[Items from a data source]
>> BEGIN

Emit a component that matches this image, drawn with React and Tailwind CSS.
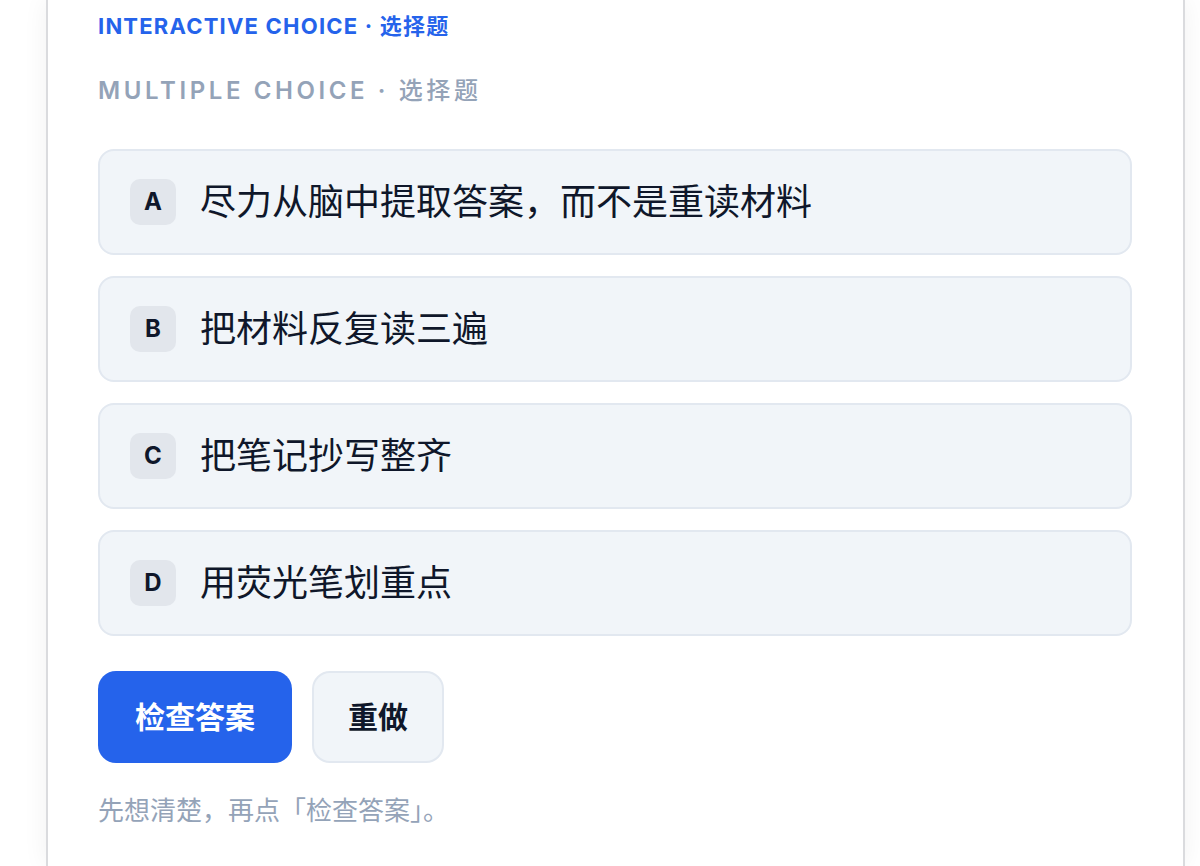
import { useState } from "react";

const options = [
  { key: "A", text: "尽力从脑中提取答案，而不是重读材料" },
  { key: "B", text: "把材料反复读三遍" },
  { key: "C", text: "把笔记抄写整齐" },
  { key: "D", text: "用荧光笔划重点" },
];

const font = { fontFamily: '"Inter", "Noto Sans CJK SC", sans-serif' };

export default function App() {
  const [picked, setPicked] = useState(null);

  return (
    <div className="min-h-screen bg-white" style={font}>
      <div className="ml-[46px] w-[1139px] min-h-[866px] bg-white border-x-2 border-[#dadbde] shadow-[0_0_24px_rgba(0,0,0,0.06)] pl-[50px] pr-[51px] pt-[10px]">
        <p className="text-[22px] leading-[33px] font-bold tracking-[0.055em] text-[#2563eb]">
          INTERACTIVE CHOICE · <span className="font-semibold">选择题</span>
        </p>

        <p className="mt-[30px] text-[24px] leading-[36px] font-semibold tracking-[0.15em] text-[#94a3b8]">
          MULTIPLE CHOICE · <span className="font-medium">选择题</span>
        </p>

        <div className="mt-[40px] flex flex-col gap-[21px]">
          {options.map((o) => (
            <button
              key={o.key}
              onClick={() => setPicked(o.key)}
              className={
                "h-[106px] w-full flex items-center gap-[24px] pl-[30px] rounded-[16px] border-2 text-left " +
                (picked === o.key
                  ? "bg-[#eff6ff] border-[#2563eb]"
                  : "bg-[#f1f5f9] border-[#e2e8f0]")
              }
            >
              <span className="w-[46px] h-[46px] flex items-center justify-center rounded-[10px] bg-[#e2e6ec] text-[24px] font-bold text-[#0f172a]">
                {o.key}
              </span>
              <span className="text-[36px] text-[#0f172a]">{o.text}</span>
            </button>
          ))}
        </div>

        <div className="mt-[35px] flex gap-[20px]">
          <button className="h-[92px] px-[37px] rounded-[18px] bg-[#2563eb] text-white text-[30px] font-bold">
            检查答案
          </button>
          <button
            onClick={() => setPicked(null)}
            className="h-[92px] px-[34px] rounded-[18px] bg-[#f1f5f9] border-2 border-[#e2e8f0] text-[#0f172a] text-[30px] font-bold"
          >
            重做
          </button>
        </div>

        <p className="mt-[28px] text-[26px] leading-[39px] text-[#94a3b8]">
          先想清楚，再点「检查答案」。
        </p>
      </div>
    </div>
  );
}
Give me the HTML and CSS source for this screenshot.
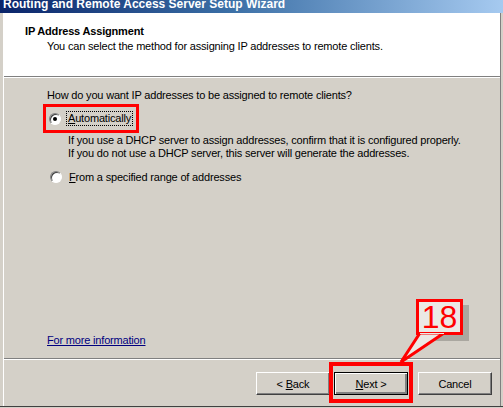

>> END

§ Short problem
Leave out the pictures and copy everything else in the records word for word.

§ Response to the task
Emit a component that matches this image, drawn with React and Tailwind CSS.
import { useState } from "react";

const options = [
  { key: "A", text: "尽力从脑中提取答案，而不是重读材料" },
  { key: "B", text: "把材料反复读三遍" },
  { key: "C", text: "把笔记抄写整齐" },
  { key: "D", text: "用荧光笔划重点" },
];

const font = { fontFamily: '"Inter", "Noto Sans CJK SC", sans-serif' };

export default function App() {
  const [picked, setPicked] = useState(null);

  return (
    <div className="min-h-screen bg-white" style={font}>
      <div className="ml-[46px] w-[1139px] min-h-[866px] bg-white border-x-2 border-[#dadbde] shadow-[0_0_24px_rgba(0,0,0,0.06)] pl-[50px] pr-[51px] pt-[10px]">
        <p className="text-[22px] leading-[33px] font-bold tracking-[0.055em] text-[#2563eb]">
          INTERACTIVE CHOICE · <span className="font-semibold">选择题</span>
        </p>

        <p className="mt-[30px] text-[24px] leading-[36px] font-semibold tracking-[0.15em] text-[#94a3b8]">
          MULTIPLE CHOICE · <span className="font-medium">选择题</span>
        </p>

        <div className="mt-[40px] flex flex-col gap-[21px]">
          {options.map((o) => (
            <button
              key={o.key}
              onClick={() => setPicked(o.key)}
              className={
                "h-[106px] w-full flex items-center gap-[24px] pl-[30px] rounded-[16px] border-2 text-left " +
                (picked === o.key
                  ? "bg-[#eff6ff] border-[#2563eb]"
                  : "bg-[#f1f5f9] border-[#e2e8f0]")
              }
            >
              <span className="w-[46px] h-[46px] flex items-center justify-center rounded-[10px] bg-[#e2e6ec] text-[24px] font-bold text-[#0f172a]">
                {o.key}
              </span>
              <span className="text-[36px] text-[#0f172a]">{o.text}</span>
            </button>
          ))}
        </div>

        <div className="mt-[35px] flex gap-[20px]">
          <button className="h-[92px] px-[37px] rounded-[18px] bg-[#2563eb] text-white text-[30px] font-bold">
            检查答案
          </button>
          <button
            onClick={() => setPicked(null)}
            className="h-[92px] px-[34px] rounded-[18px] bg-[#f1f5f9] border-2 border-[#e2e8f0] text-[#0f172a] text-[30px] font-bold"
          >
            重做
          </button>
        </div>

        <p className="mt-[28px] text-[26px] leading-[39px] text-[#94a3b8]">
          先想清楚，再点「检查答案」。
        </p>
      </div>
    </div>
  );
}
Give me the HTML and CSS source for this screenshot.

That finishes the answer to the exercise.